Abstract |
Advances in time-frequency distributions and spectral analysis techniques (i.e., for the estimation
of amplitude and/or frequency modulations) allow a better representation of non-stationary signals
like speech, highlighting their fine structure and dynamics. Although such representations
are very useful for analysis purposes, they complicate the classification tasks due to the large
number of parameters extracted from the signal (“curse of dimensionality”). For such tasks, a
significant dimensionality reduction is required.
In this thesis, the problem of dimensionality reduction of these time/frequency-frequency
representations is studied; selection criteria of the optimal parameters are suggested, based on
their relevance to a given classification task.

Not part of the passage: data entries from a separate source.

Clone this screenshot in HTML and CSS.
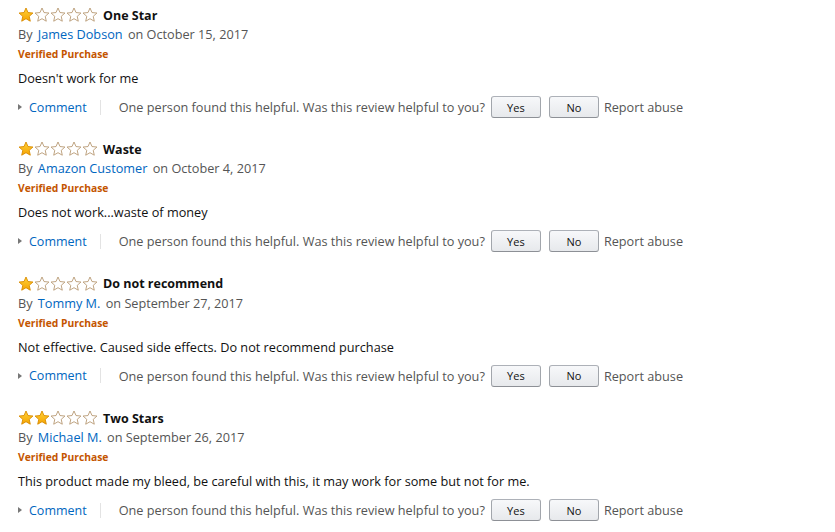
FILE: index.html
```html
<!DOCTYPE html>
<html>
<head>
<meta charset="utf-8">
<link rel="stylesheet" href="styles.css">
</head>
<body>
<svg width="0" height="0" class="defs" aria-hidden="true">
  <defs>
    <linearGradient id="gold" x1="0" y1="0" x2="0" y2="1">
      <stop offset="0" stop-color="#ffd23a"/>
      <stop offset="1" stop-color="#f5a300"/>
    </linearGradient>
    <symbol id="star-full" viewBox="0 0 16 16">
      <path d="M8 1 L10 5.55 L14.94 6.04 L11.23 9.35 L12.29 14.21 L8 11.7 L3.71 14.21 L4.77 9.35 L1.06 6.04 L6 5.55 Z" fill="url(#gold)" stroke="#d88b00" stroke-width="0.9" stroke-linejoin="round"/>
    </symbol>
    <symbol id="star-empty" viewBox="0 0 16 16">
      <path d="M8 1 L10 5.55 L14.94 6.04 L11.23 9.35 L12.29 14.21 L8 11.7 L3.71 14.21 L4.77 9.35 L1.06 6.04 L6 5.55 Z" fill="#fff" stroke="#b89a74" stroke-width="0.9" stroke-linejoin="round"/>
    </symbol>
  </defs>
</svg>

<div class="reviews">
  <div class="review">
    <div class="title-row">
      <span class="stars">
        <svg class="star"><use href="#star-full"/></svg><svg class="star"><use href="#star-empty"/></svg><svg class="star"><use href="#star-empty"/></svg><svg class="star"><use href="#star-empty"/></svg><svg class="star"><use href="#star-empty"/></svg>
      </span>
      <span class="title">One Star</span>
    </div>
    <div class="by-row">By <a class="link author">James Dobson</a> on October 15, 2017</div>
    <div class="verified">Verified Purchase</div>
    <div class="body">Doesn't work for me</div>
    <div class="actions">
      <span class="comment"><span class="tri"></span><a class="link">Comment</a></span>
      <span class="sep"></span>
      <span class="helpful">One person found this helpful. Was this review helpful to you?</span>
      <button class="btn">Yes</button>
      <button class="btn">No</button>
      <span class="report">Report abuse</span>
    </div>
  </div>

  <div class="review">
    <div class="title-row">
      <span class="stars">
        <svg class="star"><use href="#star-full"/></svg><svg class="star"><use href="#star-empty"/></svg><svg class="star"><use href="#star-empty"/></svg><svg class="star"><use href="#star-empty"/></svg><svg class="star"><use href="#star-empty"/></svg>
      </span>
      <span class="title">Waste</span>
    </div>
    <div class="by-row">By <a class="link author">Amazon Customer</a> on October 4, 2017</div>
    <div class="verified">Verified Purchase</div>
    <div class="body">Does not work...waste of money</div>
    <div class="actions">
      <span class="comment"><span class="tri"></span><a class="link">Comment</a></span>
      <span class="sep"></span>
      <span class="helpful">One person found this helpful. Was this review helpful to you?</span>
      <button class="btn">Yes</button>
      <button class="btn">No</button>
      <span class="report">Report abuse</span>
    </div>
  </div>

  <div class="review">
    <div class="title-row">
      <span class="stars">
        <svg class="star"><use href="#star-full"/></svg><svg class="star"><use href="#star-empty"/></svg><svg class="star"><use href="#star-empty"/></svg><svg class="star"><use href="#star-empty"/></svg><svg class="star"><use href="#star-empty"/></svg>
      </span>
      <span class="title">Do not recommend</span>
    </div>
    <div class="by-row">By <a class="link author">Tommy M.</a> on September 27, 2017</div>
    <div class="verified">Verified Purchase</div>
    <div class="body">Not effective. Caused side effects. Do not recommend purchase</div>
    <div class="actions">
      <span class="comment"><span class="tri"></span><a class="link">Comment</a></span>
      <span class="sep"></span>
      <span class="helpful">One person found this helpful. Was this review helpful to you?</span>
      <button class="btn">Yes</button>
      <button class="btn">No</button>
      <span class="report">Report abuse</span>
    </div>
  </div>

  <div class="review">
    <div class="title-row">
      <span class="stars">
        <svg class="star"><use href="#star-full"/></svg><svg class="star"><use href="#star-full"/></svg><svg class="star"><use href="#star-empty"/></svg><svg class="star"><use href="#star-empty"/></svg><svg class="star"><use href="#star-empty"/></svg>
      </span>
      <span class="title">Two Stars</span>
    </div>
    <div class="by-row">By <a class="link author">Michael M.</a> on September 26, 2017</div>
    <div class="verified">Verified Purchase</div>
    <div class="body">This product made my bleed, be careful with this, it may work for some but not for me.</div>
    <div class="actions">
      <span class="comment"><span class="tri"></span><a class="link">Comment</a></span>
      <span class="sep"></span>
      <span class="helpful">One person found this helpful. Was this review helpful to you?</span>
      <button class="btn">Yes</button>
      <button class="btn">No</button>
      <span class="report">Report abuse</span>
    </div>
  </div>
</div>
</body>
</html>
```

FILE: styles.css
```css
html, body {
  margin: 0;
  padding: 0;
  background: #fff;
}
body {
  font-family: "Open Sans", "Liberation Sans", sans-serif;
  font-size: 12.7px;
  color: #111;
}
.defs {
  position: absolute;
  width: 0;
  height: 0;
}
.reviews {
  padding: 5px 0 0 18px;
}
.review {
  margin-bottom: 20.35px;
}
.title-row {
  display: flex;
  align-items: center;
  height: 20px;
}
.stars {
  display: flex;
  width: 80px;
  margin-right: 5px;
}
.star {
  width: 16px;
  height: 16px;
  display: block;
}
.title {
  font-weight: bold;
  font-size: 12.5px;
  color: #111;
}
.by-row {
  height: 19px;
  line-height: 19px;
  color: #555;
}
.link {
  color: #0066c0;
  text-decoration: none;
}
.author {
  margin: 0 2px;
}
.verified {
  margin-top: 1px;
  height: 19px;
  line-height: 19px;
  font-size: 10.3px;
  font-weight: bold;
  color: #c45500;
}
.body {
  margin-top: 4px;
  height: 20px;
  line-height: 20px;
  color: #111;
}
.actions {
  margin-top: 7px;
  height: 24px;
  display: flex;
  align-items: center;
  color: #555;
}
.comment {
  display: flex;
  align-items: center;
  font-size: 12.5px;
}
.tri {
  width: 0;
  height: 0;
  border-top: 3.5px solid transparent;
  border-bottom: 3.5px solid transparent;
  border-left: 4px solid #777;
  margin-right: 7px;
}
.sep {
  width: 1px;
  height: 15px;
  background: #e3e3e3;
  margin: 0 18px 0 13px;
}
.helpful {
  margin-right: 6px;
}
.btn {
  width: 50px;
  height: 22px;
  padding: 0;
  margin: 0 8px 0 0;
  border: 1px solid #adb1b8;
  border-color: #adb1b8 #a2a6ac #8d9096;
  border-radius: 3px;
  background: linear-gradient(to bottom, #f7f8fa, #e7e9ec);
  font-family: inherit;
  font-size: 11px;
  color: #111;
}
.btn + .btn {
  margin-right: 5px;
}
.report {
  color: #555;
}
```
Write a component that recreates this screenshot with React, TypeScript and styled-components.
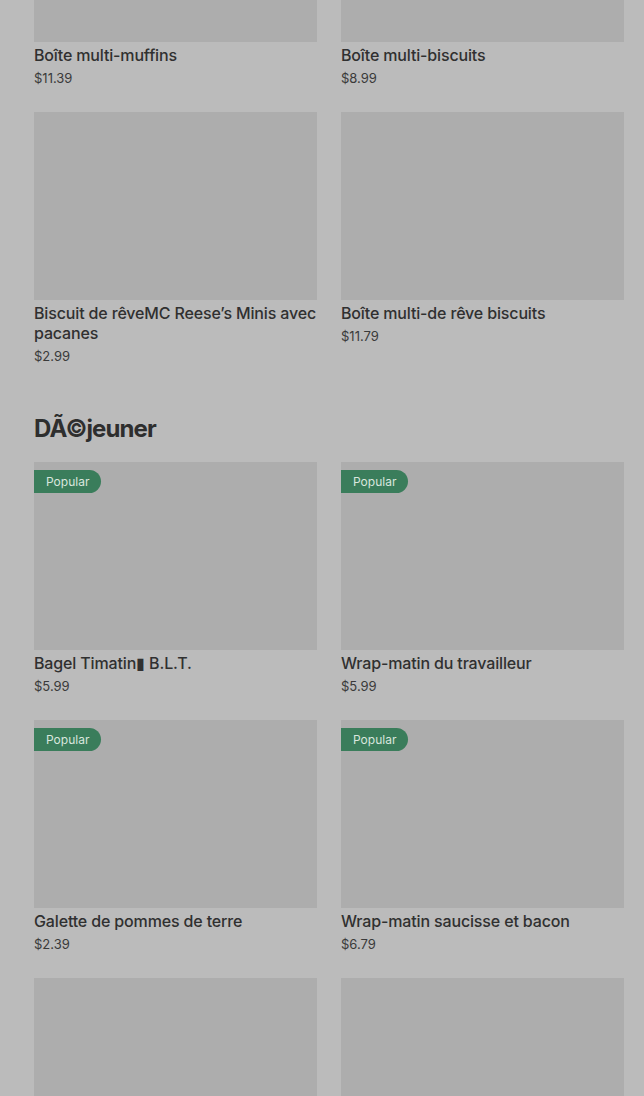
import styled, { createGlobalStyle } from 'styled-components'

const GlobalStyle = createGlobalStyle`
  html, body {
    margin: 0;
    padding: 0;
    background: #bbbbbb;
    font-family: Inter, "Noto Sans", "Liberation Sans", sans-serif;
    overflow: hidden;
  }
`

const Page = styled.div`
  height: 100vh;
  overflow: hidden;
`

const Scroller = styled.div`
  margin-top: -146px;
  padding: 0 20px 0 34px;
`

const Section = styled.section`
  padding-bottom: 48px;
`

const SectionTitle = styled.h2`
  margin: 0 0 17px;
  font-size: 24px;
  line-height: 32px;
  font-weight: 700;
  letter-spacing: -0.9px;
  color: #2e2e2e;
`

const Grid = styled.div`
  display: grid;
  grid-template-columns: 1fr 1fr;
  column-gap: 24px;
  row-gap: 25px;
`

const Card = styled.div`
  display: flex;
  flex-direction: column;
`

const Thumb = styled.div`
  position: relative;
  height: 188px;
  background: #adadad;
`

const Badge = styled.span`
  position: absolute;
  top: 8px;
  left: 0;
  height: 23px;
  padding: 0 12px;
  display: flex;
  align-items: center;
  border-radius: 0 12px 12px 0;
  background: #3a7d5b;
  color: #d9e6de;
  font-size: 12px;
  font-weight: 400;
`

const Name = styled.div`
  margin-top: 3px;
  font-size: 16px;
  line-height: 20px;
  font-weight: 500;
  letter-spacing: -0.15px;
  color: #303030;
`

const Price = styled.div`
  margin-top: 4px;
  font-size: 13px;
  line-height: 18px;
  color: #3a3a3a;
`

interface Item {
  name?: string
  price?: string
  popular?: boolean
}

const treats: Item[] = [
  { name: 'Boîte multi-muffins', price: '$11.39' },
  { name: 'Boîte multi-biscuits', price: '$8.99' },
  { name: 'Biscuit de rêveMC Reese’s Minis avec pacanes', price: '$2.99' },
  { name: 'Boîte multi-de rêve biscuits', price: '$11.79' },
]

// the last row is only partly scrolled into view: just the pictures show
const breakfast: Item[] = [
  { name: 'Bagel Timatin▮ B.L.T.', price: '$5.99', popular: true },
  { name: 'Wrap-matin du travailleur', price: '$5.99', popular: true },
  { name: 'Galette de pommes de terre', price: '$2.39', popular: true },
  { name: 'Wrap-matin saucisse et bacon', price: '$6.79', popular: true },
  {},
  {},
]

const ProductCard = ({ name, price, popular }: Item) => (
  <Card>
    <Thumb>{popular && <Badge>Popular</Badge>}</Thumb>
    {name && <Name>{name}</Name>}
    {price && <Price>{price}</Price>}
  </Card>
)

export default function App() {
  return (
    <>
      <GlobalStyle />
      <Page>
        <Scroller>
          <Section>
            <Grid>
              {treats.map((item, i) => (
                <ProductCard key={i} {...item} />
              ))}
            </Grid>
          </Section>
          <Section>
            <SectionTitle>DÃ©jeuner</SectionTitle>
            <Grid>
              {breakfast.map((item, i) => (
                <ProductCard key={i} {...item} />
              ))}
            </Grid>
          </Section>
        </Scroller>
      </Page>
    </>
  )
}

Relevance is defined based on mutual information.
First, using tools from multilinear algebra, such as High Order SVD, the initial dimensions and
the noise components of the representation are reduced. Then, feature selection proceeds based
on maximum relevance criterion. It is shown that the suggested process is equivalent to the
maximum dependency criterion for feature selection, without, however, the need of the multivariate
probability densities estimation.
The feature selection approach suggested in the thesis is applied on a number of audio classification
tasks, including speech detection in broadcast news and voice pathology detection and
discrimination from vowel recordings. The complementarity of the modulation spectral features to
the state-of-the-art Mel frequency cepstral coefficients is shown for the above classification tasks.
A system for the automatic discrimination of pathological heart murmurs using a high resolution
time-frequency analysis of the phonocardiogram (PCG) is also presented. The classification accuracy
of the system is comparable to the diagnostic accuracy of experienced paedo-cardiologists
on the same PCG dataset.
|